London Film Festival Diaries - Day 1
Steve McQueen goes mediocre and an African voice continues to sing.
The London Film Festival (LFF) is running from October 9 - 20, and I will be among the plebs attending the regular screenings. The days of me going to press screenings and getting paid to attend festivals are behind me (for now?) but I won’t let that stop me from sharing my thoughts here. Immediate impressions will be on X if you’d like to give me a follow there.
Blitz - dir. Steve McQueen
The Plot in a Nutshell
The story of the 1940-41 Blitz during WW2 from the perspective of the average Londoner, as told and experienced through the eyes of nine-year-old George (Elliott Heffernan) and his mother Rita (Saoirse Ronan) after they’re separated.

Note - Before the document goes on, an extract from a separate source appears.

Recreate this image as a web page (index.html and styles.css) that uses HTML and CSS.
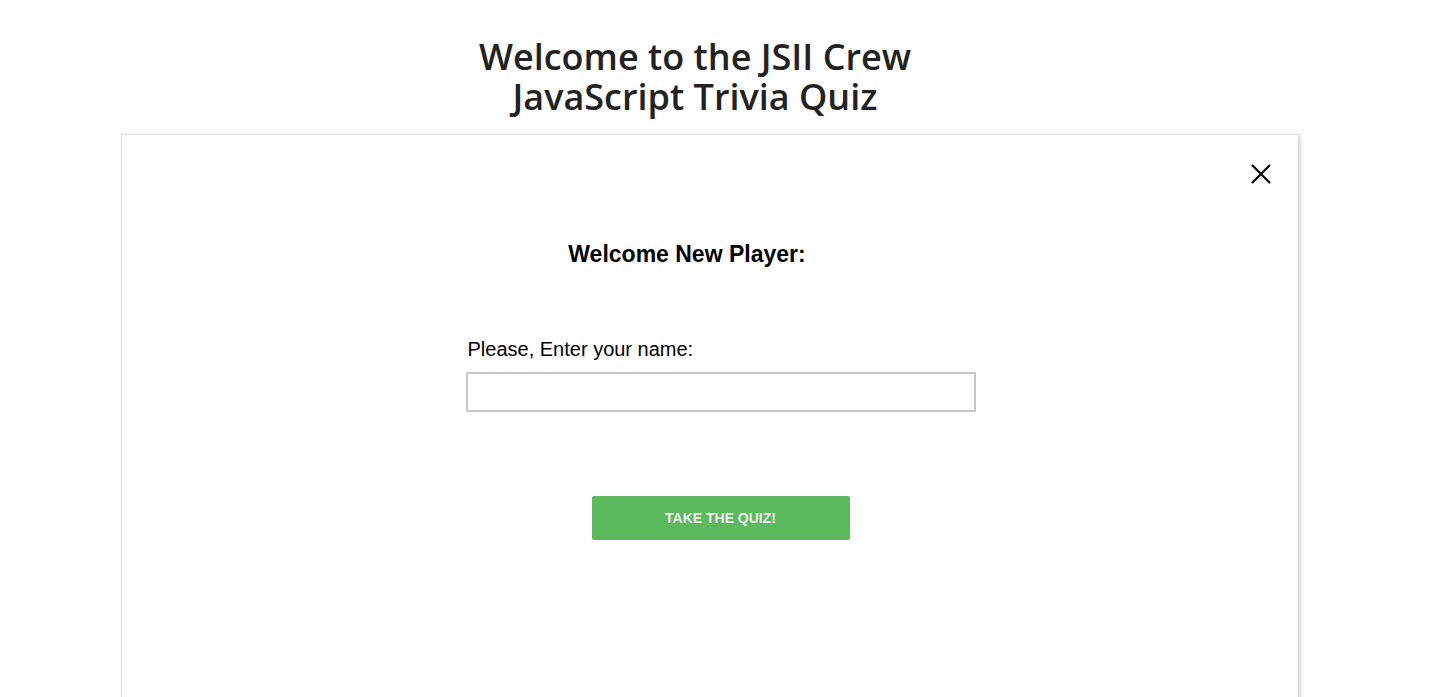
FILE: index.html
```html
<!DOCTYPE html>
<html>
<head>
<meta charset="utf-8">
<link rel="stylesheet" href="styles.css">
</head>
<body>
<header class="page-title">
  <h1>Welcome to the JSII Crew<br>JavaScript Trivia Quiz</h1>
</header>
<main class="modal">
  <div class="modal-top">
    <button class="close" aria-label="Close">
      <svg width="20" height="20" viewBox="0 0 20 20"><path d="M1 1 L19 19 M19 1 L1 19" stroke="#000" stroke-width="2.2" fill="none"/></svg>
    </button>
  </div>
  <h2 class="modal-heading">Welcome New Player:</h2>
  <form class="player-form">
    <label class="name-label" for="name">Please, Enter your name:</label>
    <input id="name" class="name-input" type="text">
    <button type="button" class="start-btn">TAKE THE QUIZ!</button>
  </form>
</main>
</body>
</html>
```
FILE: styles.css
```css
html, body {
  margin: 0;
  padding: 0;
  background: #fff;
}
body {
  font-family: "Liberation Sans", Arial, sans-serif;
  overflow: hidden;
}
.page-title {
  display: flex;
  justify-content: center;
  padding-top: 37px;
  padding-right: 50px;
}
.page-title h1 {
  margin: 0;
  font-family: "Open Sans", sans-serif;
  font-weight: 600;
  font-size: 36px;
  line-height: 40px;
  color: #222;
  text-align: center;
}
.modal {
  margin: 17px 0 0 121px;
  width: 1178px;
  height: 700px;
  border: 1px solid #ddd;
  box-shadow: 2px 1px 3px rgba(0,0,0,0.15);
  box-sizing: border-box;
}
.modal-top {
  display: flex;
  justify-content: flex-end;
  padding: 29px 27px 0 0;
}
.close {
  border: 0;
  background: none;
  padding: 0;
  width: 20px;
  height: 20px;
  cursor: pointer;
}
.close svg { display: block; }
.modal-heading {
  margin: 57px 0 0 0;
  text-align: center;
  font-size: 23px;
  font-weight: bold;
  color: #000;
  padding-right: 46px;
}
.player-form {
  display: flex;
  flex-direction: column;
  align-items: center;
  margin-top: 70px;
  padding-left: 21px;
}
.name-label {
  width: 510px;
  font-size: 20px;
  color: #000;
  padding-left: 2px;
  box-sizing: border-box;
  line-height: 22px;
}
.name-input {
  margin-top: 12px;
  width: 510px;
  height: 40px;
  border: 2px solid #c8c8c8;
  box-sizing: border-box;
  outline: none;
}
.start-btn {
  margin-top: 84px;
  width: 258px;
  height: 44px;
  background: #5cb85c;
  border: 0;
  border-radius: 2px;
  color: #f0f0f0;
  font-family: "Liberation Sans", Arial, sans-serif;
  font-weight: bold;
  font-size: 14px;
  cursor: pointer;
}
```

With mere fragments of the artistry of Hunger (2008), Shame (2012) and 12 Years A Slave (2013) barely present, Steve McQueen’s magic is hardly recognisable in what feels like a paycheck project without much passion.
It’s a WW2 story that feels at times desperate to pull at the heartstrings and with George as the only properly fleshed out character, the pulls feel all the more contrived. Ronan is reliably excellent, but doesn’t have much of a script to work with, and Heffernan has the screen presence but not the acting chops to bear the heavy weight of carrying the film on his young shoulders.
The greatest scene is the very first one, when a fire hose becomes an uncontrollable serpentine monster that’s equally dark and beautiful to behold. Other than a handful of moments (one surprising and sudden death in particular), this opening is the only time we get a glimpse of the McQueen of arthouse old. Alas it all goes downhill from there. Music plays a massive role — Blitz is basically a musical that’s not a Musical — but with lyrics as inspired as “my winter coat is…you” it falls quite short in this department.
The ominous cruelty of the Blitz itself is captured effectively enough, with the shots of the bombs and planes being some of the best in the film, and the two cameo thieves played by Stephen Graham and Kathy Burke are a pair of decadent delights who deserve their own movie. However, by cranking up the sentimentality volume to a deafening maximum and opting for convention and predictability over creativity and daring, McQueen has gone full mainstream resulting in perhaps his weakest film yet.
On Becoming A Guinea Fowl - dir. Rungano Nyoni
Plot in a Nutshell
When Shula (Susan Chardy) discovers her uncle Fred’s lifeless body on the road, she feels nothing. As the funeral preparations unfold, she and her cousins go through the grieving process in their own way, as hidden secrets about their middle-class Zambian family slowly bubble up to the surface.
Rungano Nyoni’s Zambian family drama is refreshingly unconventional, which was most welcome after the disappointingly conventional Blitz, but still not an easy watch. The narrative pendulum swings scene to scene from dynamic to flat pretty wildly. In one moment you’re in stitches laughing and compelled by the remarkable balance of tragedy and comedy, in another you’re searching for some sense of conflict to cling on to in between yawns.
Lucrecia Dalt’s mood-moulding music, with its deep contrabass rhythms, is the clear MVP for me; the way Nyoni uses it is chef’s kiss. Even the most innocuous of scenes instantly begin to drip with ominous dread as soon as the score kicks in. I also can’t believe that this is Susan Chardy’s first ever film - she has a naturally commanding presence and portrays Shuni like a craft veteran in what is a very difficult role to pull off.
All in all, Guinea Fowl is at its best when it’s blending humor and absurdity into its tale of tragedy, and it could’ve used some more of that, but there’s a lot here regardless. Not least a unique spin on how the gravitational pull of trauma, grief and abuse can draw a family into an emotional storm. You’ll also walk away with mixed feelings about Zambian traditions, but at least feeling like you’ve learned something new about a culture that doesn’t get nearly enough cinematic love as it should.